# If the Gibbs Sampler assumes knowledge of full conditionals — why can't we just solve for the full joint density and avoid Gibbs?

Suppose that $y_1, y_2$ are data drawn from a density function $f$ with parameters $\theta_1, \theta_2$ which are unknown. Suppose I applied some prior on $\theta_1, \theta_2$. Then, the Gibbs sampler states that if we know the FULL conditional distributions:

$$p(\theta_1|\theta_2, y) \ \ \ \text{and} \ \ \ p(\theta_2|\theta_1, y)$$

then we may draw from each and be able to approximate draws from the joint distribution $p(\theta_1, \theta_2)$, which is assumed to be hard to find (which is why we do Gibbs here to begin with).

We may rewrite the above as:

$$p(\theta_1|\theta_2, y) = \frac{p(\theta_1,\theta_2, y)}{p(\theta_2, y)} \ \ \ \text{and} \ \ \ p(\theta_2|\theta_1, y) = \frac{p(\theta_2,\theta_1, y)}{p(\theta_1, y)}$$

Now, I assume that we know $p(\theta_1, y)$ and $p(\theta_2, y)$ from the prior specification. Then, if we know $p(\theta_1, y)$ and $p(\theta_1|\theta_2, y)$, don't we also know $p(\theta_1,\theta_2, y)$?

What exactly is the Gibb's sampler doing here?

## 1 Answer

Mathematically, this is correct: once you know $$p(\theta_1|\theta_2, y) \ \ \ \text{and} \ \ \ p(\theta_2|\theta_1, y)$$ you can derive the joint posterior distribution as $$p(\theta_1,\theta_2|y) = \dfrac{p(\theta_1|\theta_2,y)}{\int p(\theta_1|\theta_2,y)\big/p(\theta_2|\theta_1, y)\,\text{d}\theta_1}$$ [This is Theorem 9.3 in our book.]

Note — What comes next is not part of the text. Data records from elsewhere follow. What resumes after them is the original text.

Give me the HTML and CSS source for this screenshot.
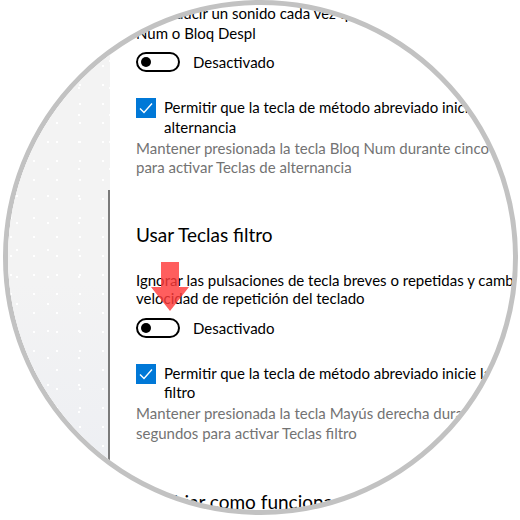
FILE: index.html
```html
<!DOCTYPE html>
<html lang="es">
<head>
  <meta charset="UTF-8" />
  <title>Teclado – Accesibilidad</title>
  <link rel="stylesheet" href="styles.css">
</head>
<body>
  <div class="lens">
    <aside class="sidebar">
      <div class="sidebar-line"></div>
    </aside>

    <main class="content">
      <p class="text first">Reproducir un sonido cada vez que presione Bloq Mayús, Bloq<br>Num o Bloq Despl</p>

      <div class="toggle-row">
        <span class="toggle"><span class="knob"></span></span>
        <span class="toggle-label">Desactivado</span>
      </div>

      <div class="check-row">
        <span class="checkbox">
          <svg width="20" height="20" viewBox="0 0 20 20"><polyline points="4,10.5 8,14.5 16,5.5" fill="none" stroke="#fff" stroke-width="1.4"/></svg>
        </span>
        <span class="check-label">Permitir que la tecla de método abreviado inicie Teclas de<br>alternancia</span>
      </div>
      <p class="hint">Mantener presionada la tecla Bloq Num durante cinco segundos<br>para activar Teclas de alternancia</p>

      <h2 class="section-title">Usar Teclas filtro</h2>

      <p class="text tight">Ignorar las pulsaciones de tecla breves o repetidas y cambiar la<br>velocidad de repetición del teclado</p>

      <div class="toggle-row second">
        <span class="toggle"><span class="knob"></span></span>
        <span class="toggle-label">Desactivado</span>
      </div>

      <div class="check-row">
        <span class="checkbox">
          <svg width="20" height="20" viewBox="0 0 20 20"><polyline points="4,10.5 8,14.5 16,5.5" fill="none" stroke="#fff" stroke-width="1.4"/></svg>
        </span>
        <span class="check-label">Permitir que la tecla de método abreviado inicie las Teclas<br>filtro</span>
      </div>
      <p class="hint">Mantener presionada la tecla Mayús derecha durante ocho<br>segundos para activar Teclas filtro</p>

      <h2 class="section-title last">Cambiar como funciona el teclado</h2>
    </main>

    <!-- flecha roja que señala el interruptor -->
    <svg class="arrow" width="38" height="50" viewBox="0 0 38 50">
      <polygon points="10,0 28,0 28,25 38,25 19,49 0,25 10,25" fill="#ff3b3b" fill-opacity="0.82"/>
    </svg>
  </div>
</body>
</html>
```

FILE: styles.css
```css
body {
  margin: 0;
  background: #fff;
  font-family: 'Lato', 'Noto Sans', sans-serif;
  color: #000;
}
.lens {
  position: relative;
  box-sizing: border-box;
  width: 515px;
  height: 515px;
  margin-left: 3px;
  border: 5px solid #c2c2c2;
  border-radius: 50%;
  overflow: hidden;
  display: flex;
  background: #fff;
}
.sidebar {
  flex: 0 0 102px;
  display: flex;
  justify-content: flex-end;
  background-color: #f2f2f2;
  background-image:
    radial-gradient(circle at 3px 4px, #fff 0.8px, rgba(255,255,255,0) 1.3px),
    radial-gradient(circle at 9px 2px, #fff 0.7px, rgba(255,255,255,0) 1.2px),
    linear-gradient(to bottom, #f3f3f3 55%, #eceef3);
  background-size: 23px 19px, 31px 27px, 100% 100%;
}
.sidebar-line {
  width: 2px;
  margin-top: 185px;
  background: #7a7a7a;
}
.content {
  flex: 1;
  padding-left: 26px;
  white-space: nowrap;
  font-size: 15px;
}
.text {
  margin: 0;
  line-height: 20px;
}
.text.first {
  margin-top: -2px;
}
.text.tight {
  margin-top: 23px;
  line-height: 18px;
}
.toggle-row {
  display: flex;
  align-items: center;
  gap: 13px;
  margin-top: 9px;
  line-height: 20px;
}
.toggle-row.second {
  margin-top: 11px;
}
.toggle {
  box-sizing: border-box;
  width: 44px;
  height: 20px;
  border: 2px solid #000;
  border-radius: 10px;
  display: flex;
  align-items: center;
  padding-left: 3px;
}
.knob {
  width: 10px;
  height: 10px;
  border-radius: 50%;
  background: #000;
}
.check-row {
  display: flex;
  align-items: flex-start;
  gap: 8px;
  margin-top: 26px;
}
.checkbox {
  flex: 0 0 20px;
  height: 20px;
  background: #0078d7;
}
.checkbox svg {
  display: block;
}
.check-label {
  line-height: 19.5px;
}
.hint {
  margin: 1.5px 0 0;
  line-height: 19.5px;
  color: #737373;
}
.section-title {
  margin: 44px 0 0;
  font-size: 19px;
  font-weight: 400;
  line-height: 26px;
}
.section-title.last {
  margin-top: 46px;
}
.arrow {
  position: absolute;
  left: 143px;
  top: 257px;
}
```
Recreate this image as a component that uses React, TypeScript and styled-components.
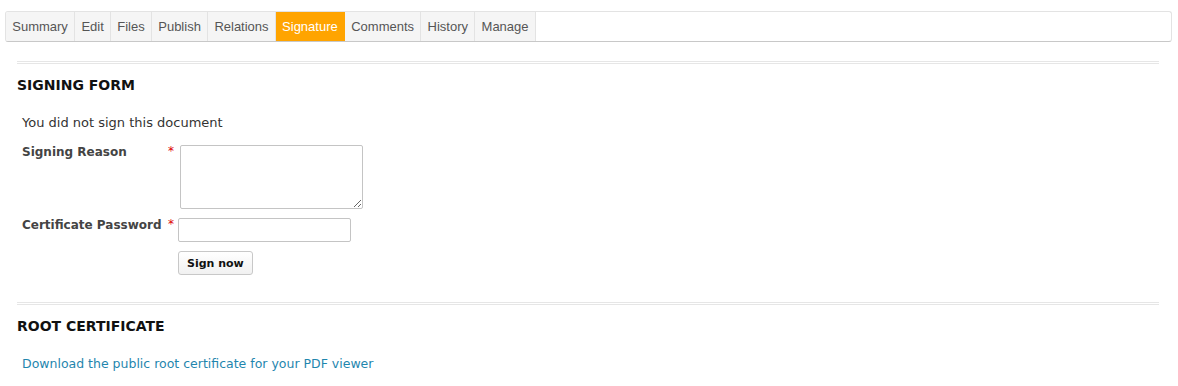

However the reason for running Gibbs sampling is that/when this expression is not available in closed form and hence cannot be simulated directly. In the event one knows $$p(\theta_1,y)$$ or $$p(\theta_2,y)$$ in closed form and can simulate $$\theta_1$$ or $$\theta_2$$ from the former or the latter, resp., then one does not require Gibbs sampling as direct simulation becomes feasible.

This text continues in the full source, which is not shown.